Some investment advisors see potential benefits to presidential candidate Joe Biden’s proposal to replace the 401(k) plan tax deduction with a tax credits.

While designed to help middle-income America, it remains unclear if the proposal will actually create any more incentives for the average American worker to stash more money into their retirement plan—if they’re lucky enough to have one, according to financial advisors.

The Biden proposal restructures the 401(k) contribution incentive by replacing the deduction with a tax credit, which is estimated to be 26%. Presumably, the tax credit would be refundable so that even workers with no tax liability would benefit from putting $1,000 into a 401(k) plan. As under current law with non-Roth plans, earnings would continue to accrue tax-free, and withdrawals at retirement would continue to be taxed as regular income.
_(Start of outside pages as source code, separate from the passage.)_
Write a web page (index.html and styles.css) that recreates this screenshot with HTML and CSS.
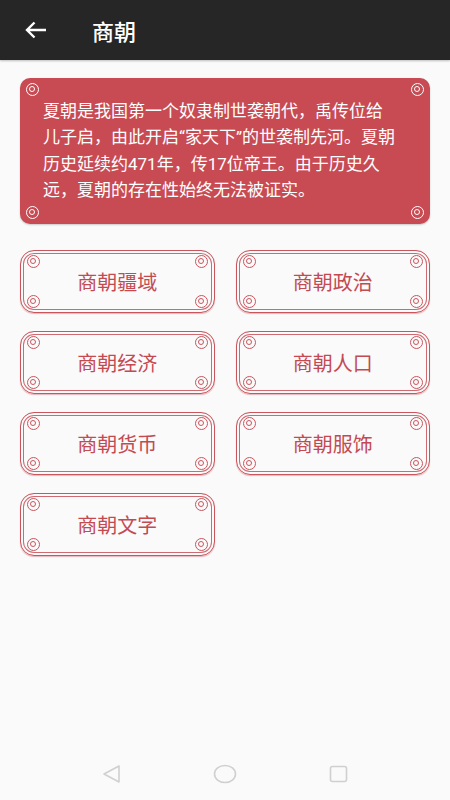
FILE: index.html
```html
<!DOCTYPE html>
<html lang="zh-CN">
<head>
    <meta charset="UTF-8">
    <meta name="viewport" content="width=device-width, initial-scale=1.0">
    <title>商朝</title>
    <link rel="stylesheet" href="styles.css">
</head>

<body>
    <div class="topbar">
        <svg class="back" width="22" height="18" viewBox="0 0 22 18">
            <path d="M21 9H2M9.5 1.5L2 9l7.5 7.5" fill="none" stroke="#fff" stroke-width="2.4"/>
        </svg>
        <span class="title">商朝</span>
    </div>

    <div class="page">
        <div class="intro">
            <i class="dot tl"></i><i class="dot tr"></i><i class="dot bl"></i><i class="dot br"></i>
            <p>夏朝是我国第一个奴隶制世袭朝代，禹传位给<br>儿子启，由此开启“家天下”的世袭制先河。夏朝<br>历史延续约471年，传17位帝王。由于历史久<br>远，夏朝的存在性始终无法被证实。</p>
        </div>

        <div class="grid">
            <div class="btn"><i class="dot tl"></i><i class="dot tr"></i><i class="dot bl"></i><i class="dot br"></i>商朝疆域</div>
            <div class="btn"><i class="dot tl"></i><i class="dot tr"></i><i class="dot bl"></i><i class="dot br"></i>商朝政治</div>
            <div class="btn"><i class="dot tl"></i><i class="dot tr"></i><i class="dot bl"></i><i class="dot br"></i>商朝经济</div>
            <div class="btn"><i class="dot tl"></i><i class="dot tr"></i><i class="dot bl"></i><i class="dot br"></i>商朝人口</div>
            <div class="btn"><i class="dot tl"></i><i class="dot tr"></i><i class="dot bl"></i><i class="dot br"></i>商朝货币</div>
            <div class="btn"><i class="dot tl"></i><i class="dot tr"></i><i class="dot bl"></i><i class="dot br"></i>商朝服饰</div>
            <div class="btn"><i class="dot tl"></i><i class="dot tr"></i><i class="dot bl"></i><i class="dot br"></i>商朝文字</div>
        </div>
    </div>

    <div class="navbar">
        <svg width="20" height="20" viewBox="0 0 20 20"><path d="M18 2v16L3 10z" fill="none" stroke="#d0d0d0" stroke-width="1.6" stroke-linejoin="round"/></svg>
        <svg width="24" height="20" viewBox="0 0 24 20"><ellipse cx="12" cy="10" rx="10.5" ry="8.5" fill="none" stroke="#d0d0d0" stroke-width="1.6"/></svg>
        <svg width="20" height="20" viewBox="0 0 20 20"><rect x="1.5" y="2.5" width="16" height="15" rx="2" fill="none" stroke="#d0d0d0" stroke-width="1.6"/></svg>
    </div>
</body>
</html>
```

FILE: styles.css
```css
body {
    margin: 0;
    background: #fafafa;
    font-family: Roboto, "Noto Sans CJK SC", sans-serif;
    height: 800px;
    display: flex;
    flex-direction: column;
}

.topbar {
    height: 60px;
    background: #262626;
    display: flex;
    align-items: center;
    padding-left: 25px;
    box-shadow: 0 1px 2px rgba(0, 0, 0, 0.25);
}
.back {
    margin-right: 45px;
}
.title {
    color: #fff;
    font-size: 22px;
    font-weight: 500;
}

.page {
    flex: 1;
    padding: 18px 20px 0 20px;
}

.intro {
    position: relative;
    background: #c84b53;
    border-radius: 10px;
    padding: 20px 8px 21px 23px;
    box-shadow: 0 1px 2px rgba(0, 0, 0, 0.2);
}
.intro p {
    margin: 0;
    color: #fff;
    font-size: 17px;
    line-height: 26.3px;
    white-space: nowrap;
}

.dot {
    position: absolute;
    width: 13px;
    height: 13px;
    border: 1.5px solid #c9555d;
    border-radius: 50%;
    box-sizing: border-box;
}
.dot::after {
    content: "";
    position: absolute;
    left: 2px;
    top: 2px;
    width: 6px;
    height: 6px;
    border: 1.5px solid #c9555d;
    border-radius: 50%;
    box-sizing: border-box;
}
.intro .dot,
.intro .dot::after {
    border-color: #fff;
}
.intro .tl { left: 6px; top: 5px; }
.intro .tr { right: 6px; top: 5px; }
.intro .bl { left: 6px; bottom: 5px; }
.intro .br { right: 6px; bottom: 5px; }

.grid {
    margin-top: 26px;
    display: grid;
    grid-template-columns: 1fr 1fr;
    column-gap: 21px;
    row-gap: 18px;
}

.btn {
    position: relative;
    height: 61px;
    border: 1px solid #c9555d;
    border-radius: 14px;
    box-shadow: inset 0 0 0 2px #fafafa, inset 0 0 0 3px #d06a71, 0 1px 1px rgba(200, 80, 90, 0.4);
    display: flex;
    align-items: center;
    justify-content: center;
    color: #c44a52;
    font-size: 20px;
}
.btn .tl { left: 6px; top: 4px; }
.btn .tr { right: 6px; top: 4px; }
.btn .bl { left: 6px; bottom: 4px; }
.btn .br { right: 6px; bottom: 4px; }

.navbar {
    height: 52px;
    display: flex;
    align-items: center;
    justify-content: center;
    gap: 92px;
}
```
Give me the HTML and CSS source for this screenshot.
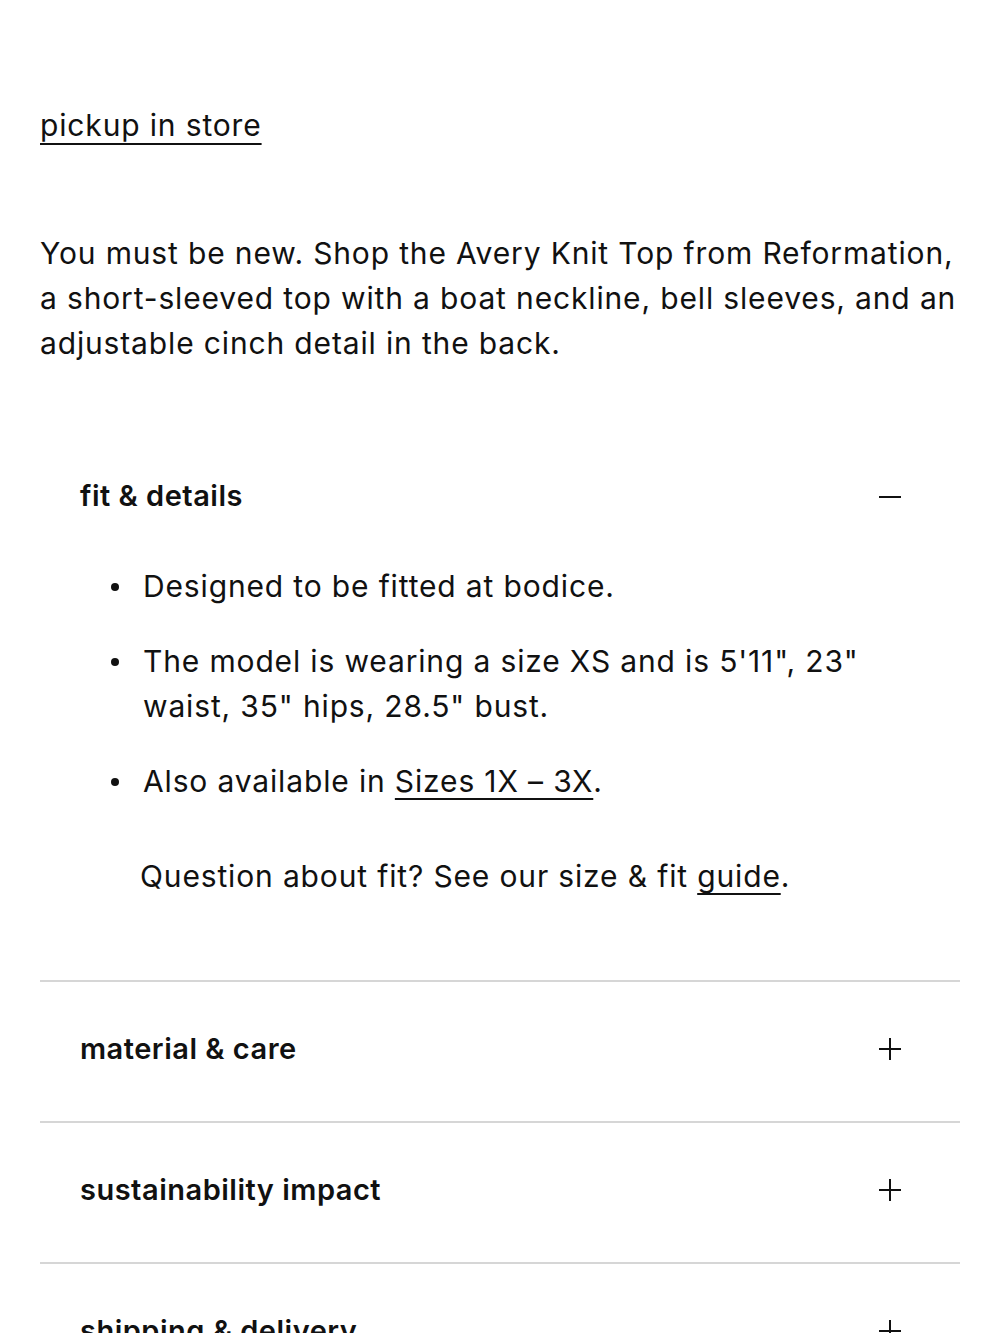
FILE: index.html
```html
<!DOCTYPE html>
<html lang="en">
<head>
<meta charset="utf-8">
<title>Avery Knit Top</title>
<link rel="stylesheet" href="styles.css">
</head>
<body>
<main class="page">
  <a class="pickup" href="#">pickup in store</a>
  <p class="description">You must be new. Shop the Avery Knit Top from Reformation, a short-sleeved top with a boat neckline, bell sleeves, and an adjustable cinch detail in the back.</p>

  <section class="acc acc-open">
    <div class="acc-head">
      <span class="acc-title">fit &amp; details</span>
      <span class="icon icon-minus"></span>
    </div>
    <div class="acc-body">
      <ul class="fit-list">
        <li>Designed to be fitted at bodice.</li>
        <li>The model is wearing a size XS and is 5'11", 23" waist, 35" hips, 28.5" bust.</li>
        <li>Also available in <a href="#" class="link">Sizes 1X – 3X</a>.</li>
      </ul>
      <p class="question">Question about fit? See our size &amp; fit <a href="#" class="link">guide</a>.</p>
    </div>
  </section>

  <section class="acc">
    <div class="acc-head">
      <span class="acc-title">material &amp; care</span>
      <span class="icon icon-plus"></span>
    </div>
  </section>
  <section class="acc">
    <div class="acc-head">
      <span class="acc-title">sustainability impact</span>
      <span class="icon icon-plus"></span>
    </div>
  </section>
  <section class="acc">
    <div class="acc-head">
      <span class="acc-title">shipping &amp; delivery</span>
      <span class="icon icon-plus"></span>
    </div>
  </section>
</main>
</body>
</html>
```
FILE: styles.css
```css
* { box-sizing: border-box; }
html, body { margin: 0; padding: 0; background: #fff; }
body {
  font-family: Inter, "Liberation Sans", Arial, sans-serif;
  color: #111;
  font-size: 30px;
  line-height: 45px;
  letter-spacing: 0.85px;
}
.page {
  padding: 103px 40px 0 40px;
}
.pickup {
  display: inline-block;
  color: #111;
  text-decoration: underline;
  text-decoration-thickness: 2px;
  text-underline-offset: 7px;
}
.description {
  margin: 83px -4px 0 0;
}
.acc {
  border-top: 2px solid #d6d6d6;
}
.acc-open {
  border-top: none;
  margin-top: 63px;
  padding-bottom: 81px;
}
.acc-head {
  display: flex;
  align-items: center;
  justify-content: space-between;
  padding: 44px 59px 50px 40px;
}
.acc-open .acc-head {
  padding-bottom: 0;
}
.acc-title {
  font-weight: 600;
  font-size: 29px;
  letter-spacing: 0.5px;
}
.icon {
  position: relative;
  width: 22px;
  height: 22px;
  display: block;
}
.icon::before,
.icon-plus::after {
  content: "";
  position: absolute;
  background: #111;
}
.icon::before {
  left: 0; right: 0; top: 10px; height: 2px;
}
.icon-minus::before { top: 11px; }
.icon-plus::after {
  top: 0; bottom: 0; left: 10px; width: 2px;
}
.acc-body {
  padding: 46px 40px 0 40px;
}
.fit-list {
  margin: 0;
  padding: 0 0 0 63px;
  list-style: none;
}
.fit-list li {
  position: relative;
  margin-bottom: 30px;
}
.fit-list li::before {
  content: "";
  position: absolute;
  left: -32px;
  top: 19px;
  width: 8px;
  height: 8px;
  border-radius: 50%;
  background: #111;
}
.fit-list li:last-child { margin-bottom: 0; }
.link {
  color: #111;
  text-decoration: underline;
  text-decoration-thickness: 2px;
  text-underline-offset: 6px;
}
.question {
  margin: 50px 0 0 60px;
}
```
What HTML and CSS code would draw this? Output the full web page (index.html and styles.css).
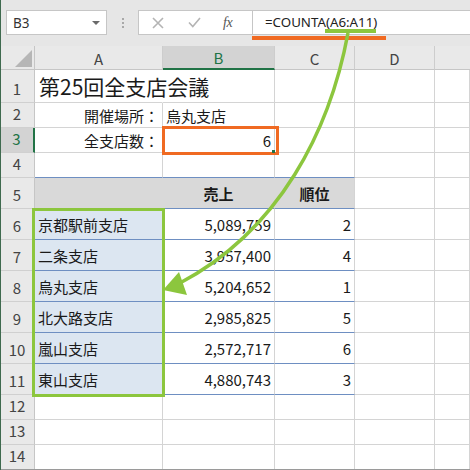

The proposal, which Biden has yet to flesh out, may actually have more negatives than positives, said Robert Friedman, founder of Central Park Financial Planning in New York City.

“For middle-income people, the incentives would stay about the same since the tax credit rate of 26% is about what their marginal tax rate likely is already,” he said, adding that the tax credit probably wouldn’t be attractive to wealthier folks who instead might opt for taxable accounts or Roth accounts “if they still exist.”

“While this would create an incentive for lower or no-income people to save, their biggest impediment to savings tends to be a lack of money rather than inadequate tax incentives,” Friedman continued. “The exceptions tend to be children of well-off people, which I don't think is a target of Biden's proposal.”

Under current law, workers contribute pretax dollars and thereby reduce their annual taxable income, but they pay full tax freight when funds are eventually withdrawn in retirement. The upfront tax break is larger for richer households, however, since deductions are more valuable the higher one’s tax bracket is.

For example, take a single filer in the top 37% bracket making $600,000. For each $1,000 she contributes to a 401(k) plan, her tax deduction is worth $370. A single filer earning $60,000, however, would be in the 22% bracket and only receive a $220 tax break for that same $1,000 contribution.

What’s more, upper-income earners tend to save more in 401(k) plans, which have an annual cap that rises with inflation. In 2020, the limit is $19,500, with an extra “catch-up” contribution of $6,500 allowed for those 50 or older. The more pretax dollars set aside, the larger the tax break is.

Workers can also save $6,000 in 2020 in traditional individual retirement accounts, or $7,000 for those 50 or older. Such contributions are fully deductible unless one or both spouses also have a workplace retirement plan, in which case the deduction phases out for higher earners.